Both countries have compelling reasons to work together to promote geopolitical and social stability and economic prosperity in their overlapping neighborhoods, particularly in the South Caucasus and Central Asia.
Moscow and Ankara have their differences on regional issues, rooted in their respective national interests, outlooks, and perceptions. Yet, they can manage those differences with a modicum of goodwill, shared respect for the tenets of international law and states’ territorial integrity, regular and open dialogue between their political leaderships, and support from both countries’ elites and societies.
Next Steps for Russia and Turkey
Russia and Turkey should work together to enhance stability in the South Caucasus, particularly on issues related to the conflicts over Nagorno-Karabakh, Abkhazia, and South Ossetia.

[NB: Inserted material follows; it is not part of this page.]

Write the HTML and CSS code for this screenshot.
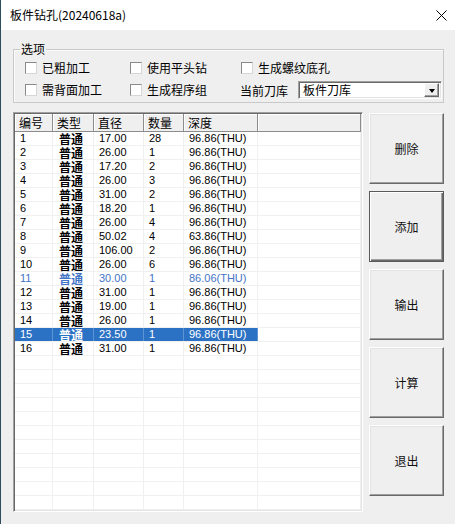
FILE: index.html
```html
<!DOCTYPE html>
<html lang="zh-CN">
<head>
<meta charset="utf-8">
<title>板件钻孔</title>
<link rel="stylesheet" href="styles.css">
</head>
<body>
<div class="window">
  <div class="titlebar">
    <span class="title">板件钻孔(20240618a)</span>
    <span class="close"><svg width="11" height="11" viewBox="0 0 11 11"><path d="M0.5 0.5 L10.5 10.5 M10.5 0.5 L0.5 10.5" stroke="#000" stroke-width="1" fill="none"/></svg></span>
  </div>
  <div class="content">
    <fieldset class="group">
      <legend>选项</legend>
      <div class="opt-row">
        <label class="chk"><span class="box"></span>已粗加工</label>
        <label class="chk"><span class="box"></span>使用平头钻</label>
        <label class="chk"><span class="box"></span>生成螺纹底孔</label>
      </div>
      <div class="opt-row row2">
        <label class="chk"><span class="box"></span>需背面加工</label>
        <label class="chk"><span class="box"></span>生成程序组</label>
        <div class="lib">
          <span class="lib-label">当前刀库</span>
          <div class="combo">
            <span class="combo-text">板件刀库</span>
            <span class="combo-btn"><span class="tri"></span></span>
          </div>
        </div>
      </div>
    </fieldset>
    <div class="main">
      <div class="list">
        <div class="row head">
          <div class="c">编号</div><div class="c">类型</div><div class="c">直径</div><div class="c">数量</div><div class="c">深度</div><div class="c"></div>
        </div>
        <div class="row"><div class="c">1</div><div class="c t">普通</div><div class="c">17.00</div><div class="c">28</div><div class="c">96.86(THU)</div><div class="c"></div></div>
        <div class="row"><div class="c">2</div><div class="c t">普通</div><div class="c">26.00</div><div class="c">1</div><div class="c">96.86(THU)</div><div class="c"></div></div>
        <div class="row"><div class="c">3</div><div class="c t">普通</div><div class="c">17.20</div><div class="c">2</div><div class="c">96.86(THU)</div><div class="c"></div></div>
        <div class="row"><div class="c">4</div><div class="c t">普通</div><div class="c">26.00</div><div class="c">3</div><div class="c">96.86(THU)</div><div class="c"></div></div>
        <div class="row"><div class="c">5</div><div class="c t">普通</div><div class="c">31.00</div><div class="c">2</div><div class="c">96.86(THU)</div><div class="c"></div></div>
        <div class="row"><div class="c">6</div><div class="c t">普通</div><div class="c">18.20</div><div class="c">1</div><div class="c">96.86(THU)</div><div class="c"></div></div>
        <div class="row"><div class="c">7</div><div class="c t">普通</div><div class="c">26.00</div><div class="c">4</div><div class="c">96.86(THU)</div><div class="c"></div></div>
        <div class="row"><div class="c">8</div><div class="c t">普通</div><div class="c">50.02</div><div class="c">4</div><div class="c">63.86(THU)</div><div class="c"></div></div>
        <div class="row"><div class="c">9</div><div class="c t">普通</div><div class="c">106.00</div><div class="c">2</div><div class="c">96.86(THU)</div><div class="c"></div></div>
        <div class="row"><div class="c">10</div><div class="c t">普通</div><div class="c">26.00</div><div class="c">6</div><div class="c">96.86(THU)</div><div class="c"></div></div>
        <div class="row blue"><div class="c">11</div><div class="c t">普通</div><div class="c">30.00</div><div class="c">1</div><div class="c">86.06(THU)</div><div class="c"></div></div>
        <div class="row"><div class="c">12</div><div class="c t">普通</div><div class="c">31.00</div><div class="c">1</div><div class="c">96.86(THU)</div><div class="c"></div></div>
        <div class="row"><div class="c">13</div><div class="c t">普通</div><div class="c">19.00</div><div class="c">1</div><div class="c">96.86(THU)</div><div class="c"></div></div>
        <div class="row"><div class="c">14</div><div class="c t">普通</div><div class="c">26.00</div><div class="c">1</div><div class="c">96.86(THU)</div><div class="c"></div></div>
        <div class="row sel"><div class="c">15</div><div class="c t">普通</div><div class="c">23.50</div><div class="c">1</div><div class="c">96.86(THU)</div><div class="c"></div></div>
        <div class="row"><div class="c">16</div><div class="c t">普通</div><div class="c">31.00</div><div class="c">1</div><div class="c">96.86(THU)</div><div class="c"></div></div>
        <div class="row"><div class="c"></div><div class="c"></div><div class="c"></div><div class="c"></div><div class="c"></div><div class="c"></div></div>
        <div class="row"><div class="c"></div><div class="c"></div><div class="c"></div><div class="c"></div><div class="c"></div><div class="c"></div></div>
        <div class="row"><div class="c"></div><div class="c"></div><div class="c"></div><div class="c"></div><div class="c"></div><div class="c"></div></div>
        <div class="row"><div class="c"></div><div class="c"></div><div class="c"></div><div class="c"></div><div class="c"></div><div class="c"></div></div>
        <div class="row"><div class="c"></div><div class="c"></div><div class="c"></div><div class="c"></div><div class="c"></div><div class="c"></div></div>
        <div class="row"><div class="c"></div><div class="c"></div><div class="c"></div><div class="c"></div><div class="c"></div><div class="c"></div></div>
        <div class="row"><div class="c"></div><div class="c"></div><div class="c"></div><div class="c"></div><div class="c"></div><div class="c"></div></div>
        <div class="row"><div class="c"></div><div class="c"></div><div class="c"></div><div class="c"></div><div class="c"></div><div class="c"></div></div>
        <div class="row"><div class="c"></div><div class="c"></div><div class="c"></div><div class="c"></div><div class="c"></div><div class="c"></div></div>
        <div class="row"><div class="c"></div><div class="c"></div><div class="c"></div><div class="c"></div><div class="c"></div><div class="c"></div></div>
        <div class="row"><div class="c"></div><div class="c"></div><div class="c"></div><div class="c"></div><div class="c"></div><div class="c"></div></div>
      </div>
      <div class="buttons">
        <div class="btn">删除</div>
        <div class="btn default">添加</div>
        <div class="btn">输出</div>
        <div class="btn">计算</div>
        <div class="btn">退出</div>
      </div>
    </div>
  </div>
</div>
</body>
</html>
```
FILE: styles.css
```css
* { box-sizing: border-box; }
html, body { margin: 0; padding: 0; }
body {
  width: 455px;
  height: 524px;
  overflow: hidden;
  font-family: "Noto Sans CJK SC", "Liberation Sans", sans-serif;
  font-size: 12px;
  color: #000;
  background: #f0efef;
}
.window {
  width: 455px;
  height: 524px;
  border-left: 1px solid #2f4d5c;
  display: flex;
  flex-direction: column;
  background: #f0efef;
}
.titlebar {
  height: 30px;
  flex: none;
  background: #fff;
  display: flex;
  align-items: center;
  justify-content: space-between;
  padding: 0 8px 0 9px;
}
.title { font-size: 12px; line-height: 16px; }
.close { display: flex; width: 11px; height: 11px; }
.content {
  flex: 1;
  padding: 11px 11px 12px 12px;
  display: flex;
  flex-direction: column;
}
.group {
  margin: 0;
  min-inline-size: 0;
  height: 62px;
  border: 1px solid #c9c9c9;
  box-shadow: inset 1px 1px 0 #fbfbfb;
  padding: 0 0 3px 11px;
}
.group legend {
  font-size: 12px;
  line-height: 16px;
  padding: 0 1px;
  margin-left: -5px;
}
.opt-row {
  display: grid;
  grid-template-columns: 105px 111px 1fr;
  align-items: center;
  height: 16px;
  margin-top: 3px;
}
.opt-row.row2 { height: 18px; margin-top: 5px; }
.chk {
  display: flex;
  align-items: center;
  gap: 5px;
  line-height: 16px;
  white-space: nowrap;
}
.box {
  width: 12px;
  height: 12px;
  flex: none;
  background: #fff;
  border: 1px solid;
  border-color: #8a8a8a #d6d6d6 #d6d6d6 #8a8a8a;
}
.lib { display: flex; align-items: center; margin-left: -1px; }
.lib-label { width: 58px; flex: none; }
.combo {
  width: 144px;
  height: 18px;
  background: #fff;
  border: 1px solid;
  border-color: #a0a0a0 #fff #fff #a0a0a0;
  box-shadow: inset 1px 1px 0 #696969, inset -1px -1px 0 #e3e3e3;
  display: flex;
  align-items: center;
  justify-content: space-between;
  padding: 1px 2px 1px 4px;
}
.combo-text { line-height: 14px; }
.combo-btn {
  width: 15px;
  height: 14px;
  background: #f0efef;
  border: 1px solid;
  border-color: #fff #696969 #696969 #fff;
  box-shadow: inset -1px -1px 0 #a0a0a0;
  display: flex;
  align-items: center;
  justify-content: center;
}
.tri {
  width: 0; height: 0;
  border-left: 3.5px solid transparent;
  border-right: 3.5px solid transparent;
  border-top: 4px solid #000;
  margin-top: 1px;
}
.main {
  margin-top: 9px;
  height: 400px;
  display: flex;
  gap: 6px;
}
.list {
  width: 350px;
  height: 400px;
  background: #fff;
  border: 1px solid;
  border-color: #a0a0a0 #fff #fff #a0a0a0;
  box-shadow: inset 1px 1px 0 #696969, inset -1px -1px 0 #e3e3e3;
  padding: 1px;
  overflow: hidden;
  font-family: "Liberation Sans", "Noto Sans CJK SC", sans-serif;
  font-size: 11px;
}
.row {
  display: grid;
  grid-template-columns: 38px 41px 50px 40px 74px 1fr;
  height: 14px;
  border-bottom: 1px solid #f0f0f0;
}
.row .c {
  padding-left: 5px;
  line-height: 13px;
  white-space: nowrap;
  border-right: 1px solid #f0f0f0;
}
.row .c.t {
  font-family: "Noto Sans CJK SC", sans-serif;
  font-size: 12px;
  line-height: 13px;
  font-weight: bold;
  padding-left: 6px;
}
.row.head {
  height: 18px;
  background: #f0efef;
  border-bottom: 1px solid #8c8c8c;
}
.row.head .c {
  font-family: "Noto Sans CJK SC", sans-serif;
  font-size: 12px;
  line-height: 17px;
  border-right: 1px solid #8c8c8c;
  box-shadow: inset 1px 1px 0 #fff;
  padding-left: 4px;
}
.row.blue .c { color: #4474c6; }
.row.sel .c { background: #2c72c4; color: #fff; border-right-color: #5b93d4; }
.row.sel .c:last-child { background: #fff; border-right-color: #f0f0f0; }
.buttons {
  width: 75px;
  margin-top: 1px;
  display: flex;
  flex-direction: column;
  gap: 7px;
}
.btn {
  height: 71px;
  display: flex;
  align-items: center;
  justify-content: center;
  background: #f0efef;
  border: 1px solid;
  border-color: #fff #696969 #696969 #fff;
  box-shadow: inset -1px -1px 0 #a0a0a0, inset 1px 1px 0 #e3e3e3;
  font-size: 12px;
  color: #111;
}
.btn.default {
  border-color: #5a5a5a;
  box-shadow: inset 1px 1px 0 #fff, inset -1px -1px 0 #696969, inset -2px -2px 0 #a0a0a0;
}
```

Moscow and Ankara should strive to find a political solution to the conflict in Syria. Such a solution would help lay the foundation for future stability in the region.
Russia and Turkey need to work to prevent the proliferation of nuclear weapons in the Middle East and to help bring about an acceptable final agreement on Iran’s nuclear program between Tehran and its international negotiating partners.
In Afghanistan and Iraq, both Turkish and Russian interests demand that the two cooperate to combat extremism and help to create political stability.
Central Asia would benefit from Russia and Turkey working together, rather than at cross-purposes, to enhance the economic well-being of countries in the region and prevent radicalism from undermining regional stability.
PROLOGUE
The crisis over Ukraine, which entered an acute phase in February 2014, has greatly affected Russia’s relations with the West. It effectively ended a quarter-century of generally cooperative relations and periodic attempts to integrate Russia into an expanded West. It also opened a new period of antagonistic rivalry and confrontation, particularly between Washington and Moscow. Although the future cannot be foreseen with any certainty, Russia is now likely to focus on itself; its relations with the former Soviet Republics; and its outreach to China and Asia. This has important implications for Russia’s neighbors, including Turkey.
Committed to the principle of territorial integrity of states, Turkey has not recognized the Russian Federation’s recent incorporation of Crimea, which has altered the geopolitics of the entire Black Sea region. Turkey has been particularly interested in the situation of Crimean Tatars, a sizable minority in the peninsula. Turkey also believes that the security and stability of Ukraine is critical to the region. Turkey has taken due note of the formation of the Eurasian Economic Union of Belarus, Kazakhstan, and Russia, to which Armenia and Kyrgyzstan are due to accede soon. Turkey is a U.S. ally, a member of the North Atlantic Treaty Organization (NATO), and a partner of the European Union (EU), negotiating full membership. The United States and these institutions are significantly hardening their positions vis-ร -vis Russia.
Prior to the Ukraine crisis, bilateral relations between Turkey and Russia had gained significant momentum. The two countries had reaffirmed their desire to expand their bilateral trade to $100 billion within a few years. Russian-Turkish energy cooperation had been proceeding, from the Blue Stream gas pipeline and the South Stream project to the nuclear power station. Economic cooperation in other areas, such as construction, has been moving forward, as is humanitarian, cultural, and intellectual contact. Political dialogue continues all the way up to the top level. Maintaining this momentum in the new environment is a challenge faced by authorities on both sides.
Turkish-Russian relations had thrived in the broad context of cooperative relations between Russia and the West. Reversion to such a cooperative context remains the first-best and thus aspirational scenario for the bilateral relationship. In the absence of that benign trajectory, the two countries will need to reimagine and reshape their present positive relations within a new set of constraints.